The price of oil fell to near US$108 a barrel Friday after British lawmakers refused to approve military action against Syria, easing concerns about international intervention in the country's civil war.
By early afternoon in Europe, benchmark oil for October delivery was down 77 cents to $108.03 a barrel in electronic trading on the New York Mercantile Exchange. The contract fell $1.30 to close at $108.80 a barrel on Thursday.
Britain's parliament on Thursday refused to go along with Prime Minister David Cameron's plan to intervene in Syria, whose government is suspected of a chemical weapons attack earlier this month that killed more than 300 civilians.
Another hurdle in forming an international coalition to undertake a military strike against Syria took place at the U.N., when Russia blocked British efforts to force a resolution approving action.
Syria is not a major oil producer but a widening conflict there could affect major producers in the region or disrupt supply routes.
"The surprise out of the UK took out some premium in crude oil although the question remains as to whether the current supply-disruption premium currently in the market is for Syria or for Libya," said analyst Olivier Jakob of Petromatrix in Switzerland.
Earlier this week, Libya's deputy oil minister, Omar el-Shakmak, said the country was currently exporting between 300,000 and 320,000 barrels a day, a fifth of the 1.6 million barrels it regularly exported before the 2011 war that overthrew dictator Moammar Gadhafi.

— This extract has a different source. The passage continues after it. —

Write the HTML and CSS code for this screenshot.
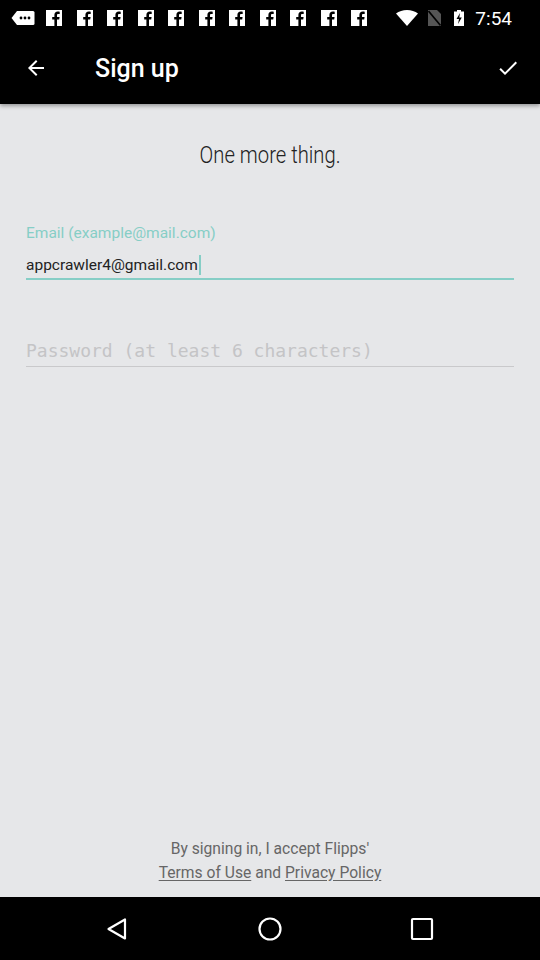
FILE: index.html
```html
<!DOCTYPE html>
<html>
<head>
<meta charset="utf-8">
<link rel="stylesheet" href="styles.css">
</head>
<body>
<div class="screen">
  <div class="statusbar">
    <div class="notifs">
      <svg class="msg" width="24" height="16" viewBox="0 0 24 16"><path d="M6 1h16a1.5 1.5 0 0 1 1.5 1.5v11a1.5 1.5 0 0 1-1.5 1.5H6L0.5 8z" fill="#fff"/><circle cx="10" cy="8" r="1.4" fill="#000"/><circle cx="14" cy="8" r="1.4" fill="#000"/><circle cx="18" cy="8" r="1.4" fill="#000"/></svg>
      <div class="fbs">
        <svg class="fb" width="16" height="16" viewBox="0 0 16 16"><rect width="16" height="16" fill="#fff"/><path d="M11 16V9.5h2.2l.4-2.6H11V5.3c0-.8.3-1.3 1.3-1.3h1.4V1.7c-.3 0-1.1-.1-2-.1-2 0-3.3 1.2-3.3 3.4v1.9H6.2v2.6h2.2V16z" fill="#000"/></svg>
        <svg class="fb" width="16" height="16" viewBox="0 0 16 16"><rect width="16" height="16" fill="#fff"/><path d="M11 16V9.5h2.2l.4-2.6H11V5.3c0-.8.3-1.3 1.3-1.3h1.4V1.7c-.3 0-1.1-.1-2-.1-2 0-3.3 1.2-3.3 3.4v1.9H6.2v2.6h2.2V16z" fill="#000"/></svg>
        <svg class="fb" width="16" height="16" viewBox="0 0 16 16"><rect width="16" height="16" fill="#fff"/><path d="M11 16V9.5h2.2l.4-2.6H11V5.3c0-.8.3-1.3 1.3-1.3h1.4V1.7c-.3 0-1.1-.1-2-.1-2 0-3.3 1.2-3.3 3.4v1.9H6.2v2.6h2.2V16z" fill="#000"/></svg>
        <svg class="fb" width="16" height="16" viewBox="0 0 16 16"><rect width="16" height="16" fill="#fff"/><path d="M11 16V9.5h2.2l.4-2.6H11V5.3c0-.8.3-1.3 1.3-1.3h1.4V1.7c-.3 0-1.1-.1-2-.1-2 0-3.3 1.2-3.3 3.4v1.9H6.2v2.6h2.2V16z" fill="#000"/></svg>
        <svg class="fb" width="16" height="16" viewBox="0 0 16 16"><rect width="16" height="16" fill="#fff"/><path d="M11 16V9.5h2.2l.4-2.6H11V5.3c0-.8.3-1.3 1.3-1.3h1.4V1.7c-.3 0-1.1-.1-2-.1-2 0-3.3 1.2-3.3 3.4v1.9H6.2v2.6h2.2V16z" fill="#000"/></svg>
        <svg class="fb" width="16" height="16" viewBox="0 0 16 16"><rect width="16" height="16" fill="#fff"/><path d="M11 16V9.5h2.2l.4-2.6H11V5.3c0-.8.3-1.3 1.3-1.3h1.4V1.7c-.3 0-1.1-.1-2-.1-2 0-3.3 1.2-3.3 3.4v1.9H6.2v2.6h2.2V16z" fill="#000"/></svg>
        <svg class="fb" width="16" height="16" viewBox="0 0 16 16"><rect width="16" height="16" fill="#fff"/><path d="M11 16V9.5h2.2l.4-2.6H11V5.3c0-.8.3-1.3 1.3-1.3h1.4V1.7c-.3 0-1.1-.1-2-.1-2 0-3.3 1.2-3.3 3.4v1.9H6.2v2.6h2.2V16z" fill="#000"/></svg>
        <svg class="fb" width="16" height="16" viewBox="0 0 16 16"><rect width="16" height="16" fill="#fff"/><path d="M11 16V9.5h2.2l.4-2.6H11V5.3c0-.8.3-1.3 1.3-1.3h1.4V1.7c-.3 0-1.1-.1-2-.1-2 0-3.3 1.2-3.3 3.4v1.9H6.2v2.6h2.2V16z" fill="#000"/></svg>
        <svg class="fb" width="16" height="16" viewBox="0 0 16 16"><rect width="16" height="16" fill="#fff"/><path d="M11 16V9.5h2.2l.4-2.6H11V5.3c0-.8.3-1.3 1.3-1.3h1.4V1.7c-.3 0-1.1-.1-2-.1-2 0-3.3 1.2-3.3 3.4v1.9H6.2v2.6h2.2V16z" fill="#000"/></svg>
        <svg class="fb" width="16" height="16" viewBox="0 0 16 16"><rect width="16" height="16" fill="#fff"/><path d="M11 16V9.5h2.2l.4-2.6H11V5.3c0-.8.3-1.3 1.3-1.3h1.4V1.7c-.3 0-1.1-.1-2-.1-2 0-3.3 1.2-3.3 3.4v1.9H6.2v2.6h2.2V16z" fill="#000"/></svg>
        <svg class="fb" width="16" height="16" viewBox="0 0 16 16"><rect width="16" height="16" fill="#fff"/><path d="M11 16V9.5h2.2l.4-2.6H11V5.3c0-.8.3-1.3 1.3-1.3h1.4V1.7c-.3 0-1.1-.1-2-.1-2 0-3.3 1.2-3.3 3.4v1.9H6.2v2.6h2.2V16z" fill="#000"/></svg>
      </div>
    </div>
    <div class="sysicons">
      <svg width="22" height="16" viewBox="0 0 22 16"><path d="M11 16L0 3.5C3 1.2 6.8 0 11 0s8 1.2 11 3.5z" fill="#fff"/></svg>
      <svg width="13" height="16" viewBox="0 0 13 16"><path d="M0 0h9l4 4v12H0z" fill="#555"/><path d="M0.5 1L12.5 15.5" stroke="#000" stroke-width="1.6"/></svg>
      <svg width="10" height="16" viewBox="0 0 10 16"><path d="M3 0h4v1.5h3V16H0V1.5h3z" fill="#fff"/><path d="M6 3L2.5 9H5l-1 5 3.8-6.5H5.3z" fill="#000"/></svg>
      <span class="time">7:54</span>
    </div>
  </div>
  <div class="toolbar">
    <svg class="tb-icon" width="24" height="24" viewBox="0 0 24 24"><path d="M20 11H7.83l5.59-5.59L12 4l-8 8 8 8 1.41-1.41L7.83 13H20v-2z" fill="#fff"/></svg>
    <span class="title">Sign up</span>
    <svg class="tb-icon check" width="24" height="24" viewBox="0 0 24 24"><path d="M9 16.2L4.8 12l-1.4 1.4L9 19 21 7l-1.4-1.4L9 16.2z" fill="#fff"/></svg>
  </div>
  <div class="content">
    <div class="heading"><span class="cond">One more thing.</span></div>
    <div class="field active">
      <div class="label">Email (example@mail.com)</div>
      <div class="value">appcrawler4@gmail.com<span class="cursor"></span></div>
    </div>
    <div class="field pw">
      <div class="placeholder">Password (at least 6 characters)</div>
    </div>
    <div class="spacer"></div>
    <div class="legal">
      <div class="cond">By signing in, I accept Flipps'</div>
      <div class="cond"><span class="link">Terms of Use</span> and <span class="link">Privacy Policy</span></div>
    </div>
  </div>
  <div class="navbar">
    <svg width="26" height="26" viewBox="0 0 26 26"><path d="M20 3.5v19L3.5 13z" fill="none" stroke="#fff" stroke-width="2.2" stroke-linejoin="round"/></svg>
    <svg width="26" height="26" viewBox="0 0 26 26"><circle cx="13" cy="13" r="10.5" fill="none" stroke="#fff" stroke-width="2.2"/></svg>
    <svg width="26" height="26" viewBox="0 0 26 26"><rect x="3" y="3" width="20" height="20" rx="1" fill="none" stroke="#fff" stroke-width="2.2"/></svg>
  </div>
</div>
</body>
</html>
```
FILE: styles.css
```css
* { box-sizing: border-box; }
html, body { margin: 0; padding: 0; }
body { font-family: Roboto, "Noto Sans", sans-serif; background: #000; }
.screen { width: 540px; height: 960px; display: flex; flex-direction: column; overflow: hidden; }

.statusbar { height: 36px; background: #000; display: flex; align-items: center; justify-content: space-between; padding: 0 28px 0 11px; }
.notifs { display: flex; align-items: center; }
.msg { margin-right: 11px; }
.fbs { display: flex; gap: 14.5px; }
.fb { display: block; }
.sysicons { display: flex; align-items: center; gap: 0; }
.sysicons svg:nth-child(1) { margin-right: 10px; }
.sysicons svg:nth-child(2) { margin-right: 13px; }
.sysicons svg:nth-child(3) { margin-right: 11px; }
.time { color: #fff; font-size: 19px; line-height: 1; }

.toolbar { height: 68px; background: #000; display: flex; align-items: center; padding: 0 20px 4px 24px; position: relative; z-index: 1; box-shadow: 0 2px 4px rgba(0,0,0,0.35); }
.tb-icon { display: block; }
.title { color: #fff; font-size: 25px; font-weight: 500; margin-left: 47px; flex: 1; }

.content { flex: 1; background: #e6e7e9; display: flex; flex-direction: column; padding: 0 26px; }
.heading { text-align: center; color: #222; font-size: 23px; font-weight: 300; margin-top: 38px; line-height: 28px; }
.cond { display: inline-block; transform: scaleX(0.92); }
.heading .cond { transform: scaleX(0.88); }

.field.active { margin-top: 53px; border-bottom: 2px solid #86cec6; padding-bottom: 3px; }
.label { color: #86cec6; font-size: 15.5px; line-height: 20px; }
.value { color: #222; font-size: 15.5px; line-height: 20px; margin-top: 12px; display: flex; align-items: center; }
.cursor { display: inline-block; width: 2px; height: 20px; background: #86cec6; margin-left: 1px; }

.field.pw { margin-top: 59px; border-bottom: 1px solid #c9c9cb; padding-bottom: 3px; }
.placeholder { font-family: "DejaVu Sans Mono", "Liberation Mono", monospace; font-size: 18px; color: #c4c4c6; line-height: 24px; }

.spacer { flex: 1; }
.legal { text-align: center; color: #666; font-size: 17px; line-height: 24px; padding-bottom: 13px; display: flex; flex-direction: column; align-items: center; }
.link { text-decoration: underline; text-underline-offset: 2px; }

.navbar { height: 63px; background: #000; display: flex; justify-content: center; align-items: center; gap: 126px; }
.navbar svg { display: block; }
```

The export drop was due to protests by security guards protecting Libya's oil industry and infrastructure shutdowns.
Jakob said Libya's supply disruption was "a very significant event."
Traders were also looking ahead to the release later Friday of information on U.S. consumer spending in July, one of the key indicators of economic activity.
Brent crude, the benchmark for international crudes, was down 21 cents to $114.95 a barrel on the ICE Futures exchange in London.
In other energy futures trading on Nymex:
— Wholesale gasoline was down 1.89 cents to $2.9117 per gallon.
— Heating oil lost 1.11 cents to $3.1772 per gallon.
— Natural gas dropped 1.3 cents to $3.605 per 1,000 cubic feet.